ニュージーランドで多くの日本人が永住権を取るために目指す職業がある、それがシェフだ。今まさにニュージーランドで専門学校に通っている人もいれば、これから移住する人でシェフになって永住権を、と考えている人もいるだろう。
シェフは「長期不足職業リスト」に載っている
なぜ、みんながシェフで永住権を目指すのか?それは、ニュージーランドが欲しいと言っている職業の一つであり、他の職業に比べ永住権を取れる可能性が高いからだ。
ニュージーランドで不足している職業は以下のWebサイトで検索できるのだが、シェフはこの職業の一つに入っている。
このサイトでは、あなたの職業を入力すれば、それがニュージーランドで不足している職業リストに入っているか否かが即時に表示される。

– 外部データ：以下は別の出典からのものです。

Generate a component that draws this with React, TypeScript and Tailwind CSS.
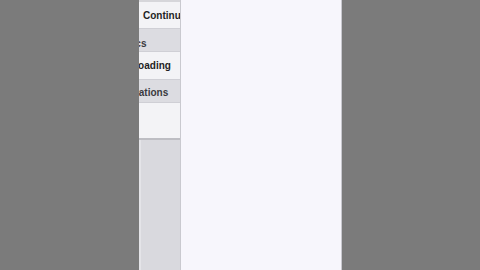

とても便利なので利用しよう。
「Chef」と入力する。
結果が表示された。「List of Skilled Occupations」と「Long term skill shortage list」に載っていますよ、という意味だ。永住権を目指す場合、「Long term skill shortage list(長期不足職業リスト)」が極めて重要である。シェフはこれにも該当している。
> ニュージーランド永住権につながる仕事-不足職業リスト
永住権申請のためのシェフの条件
さて、シェフについてもう少し深く調べてみよう。リストには載っていたが、それなら入って3ヶ月の見習いシェフでも永住権を狙えるのだろうか?そんなはずはない。条件がある。
Long term skill shortage list(長期不足職業リスト)の”Chef”欄を見てもらえばわかるが、「調理師の資格と5年以上のシェフ経験(うち2年はChef de Partie以上での経験)を有する者」となっている。Chef de Partieとはキッチン内の部門責任者のことである。
ちなみにChef de Partieよりランクの高い職位は、Head chef(料理長、ボス)とSous chef(副料理長、料理長の右腕)しかない。部門編成は組織によりさまざまだが、例えば、グリル(焼き物)部門やコールドディッシュ(サラダ系)部門などがあるなら、Chef de Partieはその各部門の主任達ということになる。
CommisやApprentice(見習い)から入ってChef de Partieにたどり着くまでどれくらいかかるだろうか?縦の厳しい日本ほど長くはかからないが、早くても4、5年はかかる。労働力の回転が早い観光地にあるホテルのキッチンなら3年くらいでChef de Partieに手が届く可能性はある。もちろん、本人の腕がよいという前提での話だ。
永住権を取得に必要なキャリアを築くならば、それ相応の時間が必要ということだ。
ジャパレスのシェフはどうなるのか?
和食(ジャパレス)で言えばどうなるか?多くの日本人はジャパレスのキッチンで働いている。ジャパレスのキッチン担当もシェフはシェフである。
Chef de Partieは西洋キッチンの職位名称なので、部門によって地位が決まる和食の厨房にそのまま当てはめることはできないが、自分の持ち場があって責任を負う立場であるならば、Chef de Partieと名乗っていいかもしれない。
具体的に言えば、焼き場、揚げ場、煮方、板場のどれかの責任者であればChef de Partieにあたると言える。
また、テイクアウェイのSUSHI屋や丼モノ屋などもあるが、正直これらの厨房担当では永住権を与えるにふさわしい「技能移民」と認めてもらうのは難しいと言わざるを得ない。
> ニュージーランド永住権に挑む前に再確認すべきこと、”Skilled Migrant”の意味
いずれにしろ、シェフで永住権を取るのも簡単ではないことがわかっただろう。専門学校と平行してパートから実践を積むとして、永住権に臨むのに十分な地位を得るまでに最短でも5年だろう。
しかし、異国からきた移民がニュージーランドの発展に貢献できる人材だと認めてもらうには、やはり時間が必要なのだ。永住権は長い道のり、そう覚悟して焦らず一歩ずつ進むことが大事だ。